Exercise instructions
Repeat exactly, and only, the lines from the one that contains "Give me the" to the one that contains "import React from", both ends included. Omit every picture.

────────

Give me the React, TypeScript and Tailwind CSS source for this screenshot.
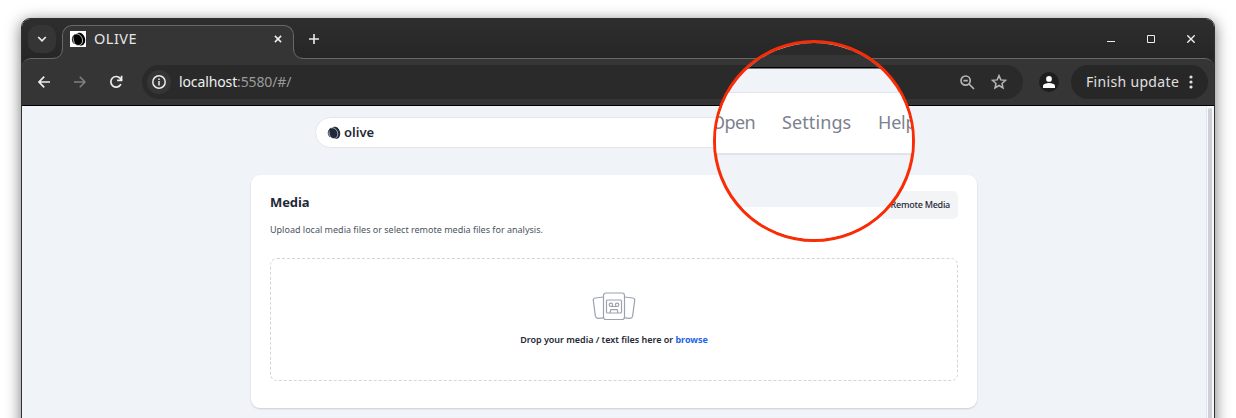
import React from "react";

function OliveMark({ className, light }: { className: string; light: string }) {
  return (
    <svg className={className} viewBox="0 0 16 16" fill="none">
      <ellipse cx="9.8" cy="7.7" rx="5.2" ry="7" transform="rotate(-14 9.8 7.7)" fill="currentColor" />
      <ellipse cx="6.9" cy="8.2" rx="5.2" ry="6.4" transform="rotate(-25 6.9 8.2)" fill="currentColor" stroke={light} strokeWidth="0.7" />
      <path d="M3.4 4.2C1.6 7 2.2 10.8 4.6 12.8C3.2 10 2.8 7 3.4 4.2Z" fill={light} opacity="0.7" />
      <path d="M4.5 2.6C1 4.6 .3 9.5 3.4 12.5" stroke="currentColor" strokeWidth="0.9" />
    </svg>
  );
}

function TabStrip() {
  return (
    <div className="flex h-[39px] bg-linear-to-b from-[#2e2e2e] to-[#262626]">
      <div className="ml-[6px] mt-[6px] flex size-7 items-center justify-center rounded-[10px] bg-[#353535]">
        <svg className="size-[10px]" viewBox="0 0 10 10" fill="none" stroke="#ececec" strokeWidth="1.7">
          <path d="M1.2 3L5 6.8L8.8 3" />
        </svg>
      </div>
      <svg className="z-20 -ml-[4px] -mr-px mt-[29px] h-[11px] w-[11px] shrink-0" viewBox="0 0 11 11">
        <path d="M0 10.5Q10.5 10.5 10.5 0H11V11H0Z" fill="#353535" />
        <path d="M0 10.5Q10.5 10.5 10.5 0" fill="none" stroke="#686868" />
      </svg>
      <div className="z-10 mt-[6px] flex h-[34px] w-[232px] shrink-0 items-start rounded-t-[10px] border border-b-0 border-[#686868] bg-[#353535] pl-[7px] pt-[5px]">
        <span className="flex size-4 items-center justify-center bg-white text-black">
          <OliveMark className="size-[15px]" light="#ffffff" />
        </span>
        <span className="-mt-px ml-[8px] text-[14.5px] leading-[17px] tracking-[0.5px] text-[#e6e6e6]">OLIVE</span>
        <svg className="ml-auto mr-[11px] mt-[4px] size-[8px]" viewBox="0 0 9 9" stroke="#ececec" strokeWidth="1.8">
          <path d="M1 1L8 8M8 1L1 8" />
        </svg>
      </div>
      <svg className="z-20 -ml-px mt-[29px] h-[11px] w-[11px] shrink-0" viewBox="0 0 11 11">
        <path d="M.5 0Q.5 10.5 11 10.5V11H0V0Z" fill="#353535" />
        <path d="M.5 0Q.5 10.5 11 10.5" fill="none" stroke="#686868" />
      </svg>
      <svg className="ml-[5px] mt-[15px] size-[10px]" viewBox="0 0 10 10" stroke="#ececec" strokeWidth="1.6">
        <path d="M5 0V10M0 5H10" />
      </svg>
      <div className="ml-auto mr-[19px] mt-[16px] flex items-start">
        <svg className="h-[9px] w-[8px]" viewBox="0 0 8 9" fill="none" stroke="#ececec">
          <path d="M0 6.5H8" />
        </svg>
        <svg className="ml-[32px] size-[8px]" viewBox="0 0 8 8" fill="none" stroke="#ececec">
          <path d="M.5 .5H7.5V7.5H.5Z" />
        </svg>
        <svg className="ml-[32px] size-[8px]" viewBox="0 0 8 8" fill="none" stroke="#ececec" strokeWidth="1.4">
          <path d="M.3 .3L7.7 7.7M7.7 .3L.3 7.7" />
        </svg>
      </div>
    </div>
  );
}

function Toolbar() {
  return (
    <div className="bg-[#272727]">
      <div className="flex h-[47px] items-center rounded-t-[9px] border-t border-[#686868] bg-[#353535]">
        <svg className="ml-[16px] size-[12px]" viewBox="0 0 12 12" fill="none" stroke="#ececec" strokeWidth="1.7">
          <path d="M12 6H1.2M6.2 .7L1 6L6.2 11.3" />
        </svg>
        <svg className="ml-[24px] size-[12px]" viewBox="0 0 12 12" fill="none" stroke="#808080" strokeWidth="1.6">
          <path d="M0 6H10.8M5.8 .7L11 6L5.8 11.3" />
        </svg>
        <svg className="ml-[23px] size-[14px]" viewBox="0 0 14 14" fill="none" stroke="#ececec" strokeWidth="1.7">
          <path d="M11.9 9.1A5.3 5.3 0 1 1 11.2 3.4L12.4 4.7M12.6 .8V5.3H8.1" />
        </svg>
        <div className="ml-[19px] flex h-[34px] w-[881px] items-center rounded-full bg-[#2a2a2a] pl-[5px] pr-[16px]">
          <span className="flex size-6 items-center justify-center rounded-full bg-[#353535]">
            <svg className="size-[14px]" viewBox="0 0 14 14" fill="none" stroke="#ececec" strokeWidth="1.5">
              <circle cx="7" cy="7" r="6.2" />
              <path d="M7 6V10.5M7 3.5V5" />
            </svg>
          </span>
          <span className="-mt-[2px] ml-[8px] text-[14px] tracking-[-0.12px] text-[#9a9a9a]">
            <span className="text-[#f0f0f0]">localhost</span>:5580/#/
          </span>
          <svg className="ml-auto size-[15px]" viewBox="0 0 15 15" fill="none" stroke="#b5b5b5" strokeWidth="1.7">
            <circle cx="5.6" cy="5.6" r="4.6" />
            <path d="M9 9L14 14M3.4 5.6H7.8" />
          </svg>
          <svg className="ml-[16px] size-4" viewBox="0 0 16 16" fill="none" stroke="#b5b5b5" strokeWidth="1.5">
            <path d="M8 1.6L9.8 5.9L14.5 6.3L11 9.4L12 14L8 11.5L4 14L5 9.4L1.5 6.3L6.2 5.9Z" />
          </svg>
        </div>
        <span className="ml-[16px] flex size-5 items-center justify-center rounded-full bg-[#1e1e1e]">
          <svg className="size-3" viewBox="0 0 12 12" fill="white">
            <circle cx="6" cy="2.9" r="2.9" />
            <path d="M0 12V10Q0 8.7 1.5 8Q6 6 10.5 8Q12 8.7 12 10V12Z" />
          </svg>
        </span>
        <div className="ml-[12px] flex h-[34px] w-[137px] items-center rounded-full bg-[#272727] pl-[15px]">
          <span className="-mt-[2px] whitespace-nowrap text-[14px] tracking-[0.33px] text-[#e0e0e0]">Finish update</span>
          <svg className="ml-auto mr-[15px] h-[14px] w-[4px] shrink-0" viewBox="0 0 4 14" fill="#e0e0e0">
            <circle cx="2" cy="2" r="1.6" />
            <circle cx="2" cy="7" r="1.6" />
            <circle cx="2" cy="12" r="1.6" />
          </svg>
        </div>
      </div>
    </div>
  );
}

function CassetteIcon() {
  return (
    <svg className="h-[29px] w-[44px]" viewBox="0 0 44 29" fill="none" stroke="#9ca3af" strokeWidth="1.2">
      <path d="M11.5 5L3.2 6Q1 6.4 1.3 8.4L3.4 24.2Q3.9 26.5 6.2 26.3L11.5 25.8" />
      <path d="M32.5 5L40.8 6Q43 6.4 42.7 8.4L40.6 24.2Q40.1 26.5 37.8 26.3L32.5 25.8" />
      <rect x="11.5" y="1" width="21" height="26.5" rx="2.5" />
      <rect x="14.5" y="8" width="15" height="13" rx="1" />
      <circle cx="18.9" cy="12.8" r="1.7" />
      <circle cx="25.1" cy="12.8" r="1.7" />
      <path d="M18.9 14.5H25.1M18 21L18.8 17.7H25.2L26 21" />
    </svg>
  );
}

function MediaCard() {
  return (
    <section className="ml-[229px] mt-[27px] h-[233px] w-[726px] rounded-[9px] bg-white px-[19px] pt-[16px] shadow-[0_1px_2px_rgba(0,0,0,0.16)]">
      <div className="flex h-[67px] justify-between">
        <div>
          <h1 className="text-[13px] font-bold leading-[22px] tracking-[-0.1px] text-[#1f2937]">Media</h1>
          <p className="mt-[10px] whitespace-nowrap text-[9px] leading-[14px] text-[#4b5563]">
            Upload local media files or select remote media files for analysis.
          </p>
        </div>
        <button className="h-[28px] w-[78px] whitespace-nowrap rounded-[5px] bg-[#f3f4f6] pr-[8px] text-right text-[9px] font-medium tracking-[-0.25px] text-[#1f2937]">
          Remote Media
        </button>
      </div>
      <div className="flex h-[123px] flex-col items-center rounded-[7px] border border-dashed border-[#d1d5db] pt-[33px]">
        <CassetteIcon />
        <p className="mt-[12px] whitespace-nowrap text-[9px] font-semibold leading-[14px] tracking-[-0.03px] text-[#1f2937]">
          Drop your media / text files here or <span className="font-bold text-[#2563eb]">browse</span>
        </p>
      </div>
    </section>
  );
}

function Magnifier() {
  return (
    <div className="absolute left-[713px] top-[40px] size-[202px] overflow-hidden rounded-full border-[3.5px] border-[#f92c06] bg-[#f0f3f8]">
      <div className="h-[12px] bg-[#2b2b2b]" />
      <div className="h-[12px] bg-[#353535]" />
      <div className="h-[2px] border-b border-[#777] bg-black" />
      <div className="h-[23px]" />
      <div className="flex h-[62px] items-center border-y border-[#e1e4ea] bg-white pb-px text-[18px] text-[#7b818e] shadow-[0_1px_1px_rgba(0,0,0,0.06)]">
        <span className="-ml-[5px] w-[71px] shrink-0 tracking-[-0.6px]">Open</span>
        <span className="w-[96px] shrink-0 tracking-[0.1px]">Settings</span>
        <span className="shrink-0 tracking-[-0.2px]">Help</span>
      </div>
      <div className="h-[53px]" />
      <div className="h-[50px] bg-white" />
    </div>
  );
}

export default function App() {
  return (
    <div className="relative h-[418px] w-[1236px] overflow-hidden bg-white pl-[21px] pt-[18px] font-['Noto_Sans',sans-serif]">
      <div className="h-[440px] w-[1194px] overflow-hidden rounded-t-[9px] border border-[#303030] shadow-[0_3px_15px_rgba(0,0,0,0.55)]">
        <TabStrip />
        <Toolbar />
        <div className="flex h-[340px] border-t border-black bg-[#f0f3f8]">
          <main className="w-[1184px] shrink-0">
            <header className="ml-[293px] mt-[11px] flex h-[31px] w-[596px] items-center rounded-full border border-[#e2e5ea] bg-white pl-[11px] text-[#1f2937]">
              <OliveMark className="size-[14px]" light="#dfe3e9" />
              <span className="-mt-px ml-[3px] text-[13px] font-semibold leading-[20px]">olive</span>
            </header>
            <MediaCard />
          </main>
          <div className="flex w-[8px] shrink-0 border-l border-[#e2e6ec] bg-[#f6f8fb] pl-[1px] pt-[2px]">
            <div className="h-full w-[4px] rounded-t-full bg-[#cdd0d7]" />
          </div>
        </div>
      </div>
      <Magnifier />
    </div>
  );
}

────────

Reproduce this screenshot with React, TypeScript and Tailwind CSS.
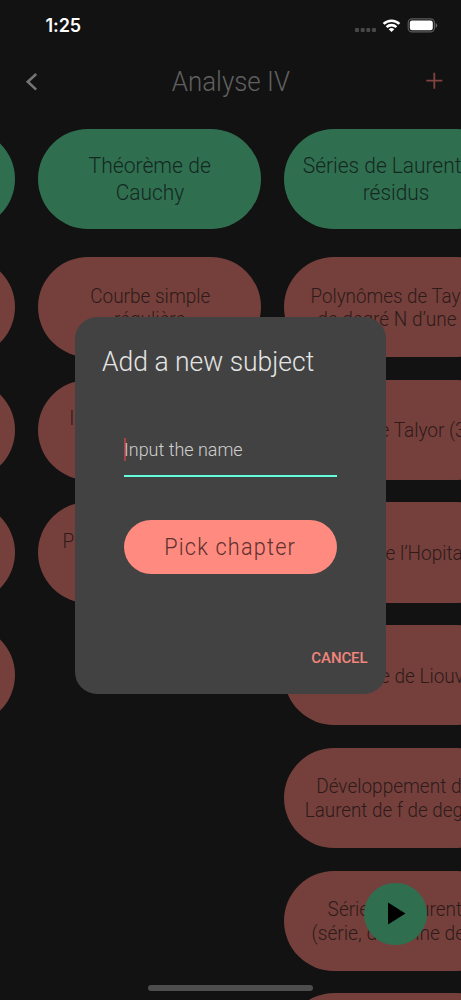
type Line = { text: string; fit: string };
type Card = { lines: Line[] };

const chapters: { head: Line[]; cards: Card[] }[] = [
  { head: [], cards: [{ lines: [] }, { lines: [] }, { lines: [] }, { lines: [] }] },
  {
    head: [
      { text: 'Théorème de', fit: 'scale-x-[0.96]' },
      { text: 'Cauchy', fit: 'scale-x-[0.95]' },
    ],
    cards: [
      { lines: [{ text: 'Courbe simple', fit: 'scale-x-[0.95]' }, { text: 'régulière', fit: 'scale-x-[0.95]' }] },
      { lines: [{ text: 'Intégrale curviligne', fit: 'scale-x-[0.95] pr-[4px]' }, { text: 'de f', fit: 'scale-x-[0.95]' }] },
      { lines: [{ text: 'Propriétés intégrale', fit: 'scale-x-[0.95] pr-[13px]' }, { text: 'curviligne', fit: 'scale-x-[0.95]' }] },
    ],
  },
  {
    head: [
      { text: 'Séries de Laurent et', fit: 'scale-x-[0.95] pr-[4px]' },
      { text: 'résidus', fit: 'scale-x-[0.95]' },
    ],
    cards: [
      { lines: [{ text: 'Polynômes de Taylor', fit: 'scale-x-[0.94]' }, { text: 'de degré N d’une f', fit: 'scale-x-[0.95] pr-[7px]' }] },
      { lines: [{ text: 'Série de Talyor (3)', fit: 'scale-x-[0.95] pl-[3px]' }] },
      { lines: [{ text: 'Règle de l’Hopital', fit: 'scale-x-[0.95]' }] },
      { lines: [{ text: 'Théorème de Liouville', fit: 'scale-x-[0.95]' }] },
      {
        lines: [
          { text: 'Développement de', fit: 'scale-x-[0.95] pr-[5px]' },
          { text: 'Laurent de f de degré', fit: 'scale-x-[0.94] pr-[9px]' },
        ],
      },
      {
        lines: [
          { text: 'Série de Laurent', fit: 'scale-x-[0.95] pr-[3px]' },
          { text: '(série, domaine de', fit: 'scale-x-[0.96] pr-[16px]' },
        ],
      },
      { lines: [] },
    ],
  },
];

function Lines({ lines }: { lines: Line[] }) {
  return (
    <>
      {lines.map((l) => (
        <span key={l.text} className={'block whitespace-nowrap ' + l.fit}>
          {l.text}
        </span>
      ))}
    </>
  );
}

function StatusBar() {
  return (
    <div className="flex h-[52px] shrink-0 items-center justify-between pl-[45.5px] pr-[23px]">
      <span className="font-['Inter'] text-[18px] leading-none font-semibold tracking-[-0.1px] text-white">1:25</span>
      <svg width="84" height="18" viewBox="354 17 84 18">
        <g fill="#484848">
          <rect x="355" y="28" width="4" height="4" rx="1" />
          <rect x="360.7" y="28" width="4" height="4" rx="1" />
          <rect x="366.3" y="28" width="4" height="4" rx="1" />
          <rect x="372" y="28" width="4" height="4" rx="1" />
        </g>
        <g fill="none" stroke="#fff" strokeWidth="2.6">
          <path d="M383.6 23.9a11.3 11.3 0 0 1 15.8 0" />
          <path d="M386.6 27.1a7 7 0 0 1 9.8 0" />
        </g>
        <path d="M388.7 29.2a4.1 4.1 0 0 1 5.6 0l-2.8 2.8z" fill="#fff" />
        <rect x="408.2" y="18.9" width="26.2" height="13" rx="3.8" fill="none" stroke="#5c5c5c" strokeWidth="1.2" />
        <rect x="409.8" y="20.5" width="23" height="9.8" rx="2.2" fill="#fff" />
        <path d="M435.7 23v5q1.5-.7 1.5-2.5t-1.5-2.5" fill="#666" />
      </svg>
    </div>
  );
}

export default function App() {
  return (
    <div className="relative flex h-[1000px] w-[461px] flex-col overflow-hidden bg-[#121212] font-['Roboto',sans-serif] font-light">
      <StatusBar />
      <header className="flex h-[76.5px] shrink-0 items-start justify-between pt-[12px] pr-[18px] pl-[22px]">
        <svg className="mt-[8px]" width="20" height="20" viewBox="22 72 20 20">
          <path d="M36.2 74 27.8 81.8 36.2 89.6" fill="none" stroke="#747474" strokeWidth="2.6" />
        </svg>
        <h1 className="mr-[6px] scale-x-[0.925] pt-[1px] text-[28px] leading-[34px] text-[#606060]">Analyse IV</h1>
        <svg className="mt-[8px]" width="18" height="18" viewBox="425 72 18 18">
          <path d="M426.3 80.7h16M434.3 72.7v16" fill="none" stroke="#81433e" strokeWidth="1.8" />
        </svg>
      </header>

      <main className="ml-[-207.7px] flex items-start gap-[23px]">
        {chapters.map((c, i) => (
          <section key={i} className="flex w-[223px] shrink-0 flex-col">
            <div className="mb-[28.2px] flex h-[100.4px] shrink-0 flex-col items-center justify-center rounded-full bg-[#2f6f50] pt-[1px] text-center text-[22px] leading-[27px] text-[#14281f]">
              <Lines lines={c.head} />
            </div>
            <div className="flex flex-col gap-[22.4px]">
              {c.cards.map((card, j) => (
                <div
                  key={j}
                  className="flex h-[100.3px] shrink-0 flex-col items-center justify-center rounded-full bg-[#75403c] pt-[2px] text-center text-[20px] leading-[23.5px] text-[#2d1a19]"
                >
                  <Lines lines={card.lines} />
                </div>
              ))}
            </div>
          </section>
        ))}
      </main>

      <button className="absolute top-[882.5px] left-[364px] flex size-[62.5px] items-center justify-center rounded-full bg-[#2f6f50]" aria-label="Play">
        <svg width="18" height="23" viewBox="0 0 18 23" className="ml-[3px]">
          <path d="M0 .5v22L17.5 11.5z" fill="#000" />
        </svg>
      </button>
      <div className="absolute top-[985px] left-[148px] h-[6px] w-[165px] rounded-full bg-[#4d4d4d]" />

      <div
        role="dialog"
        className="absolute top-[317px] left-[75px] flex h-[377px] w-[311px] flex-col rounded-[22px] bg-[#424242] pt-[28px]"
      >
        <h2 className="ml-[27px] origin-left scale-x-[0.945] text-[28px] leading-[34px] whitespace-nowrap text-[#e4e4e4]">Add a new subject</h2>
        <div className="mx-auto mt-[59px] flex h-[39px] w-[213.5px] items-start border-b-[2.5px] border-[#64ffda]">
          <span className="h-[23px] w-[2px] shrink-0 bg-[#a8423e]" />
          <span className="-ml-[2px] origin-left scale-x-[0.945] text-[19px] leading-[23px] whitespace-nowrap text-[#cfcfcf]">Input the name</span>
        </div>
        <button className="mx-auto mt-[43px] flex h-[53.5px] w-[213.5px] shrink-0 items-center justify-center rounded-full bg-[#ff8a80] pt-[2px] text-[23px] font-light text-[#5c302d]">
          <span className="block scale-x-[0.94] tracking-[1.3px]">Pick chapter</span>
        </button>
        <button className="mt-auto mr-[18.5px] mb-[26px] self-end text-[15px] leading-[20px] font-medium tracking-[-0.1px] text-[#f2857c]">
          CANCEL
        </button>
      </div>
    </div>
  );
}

────────

Result below
Give me the React, TypeScript and Tailwind CSS source for this screenshot.
import React from "react";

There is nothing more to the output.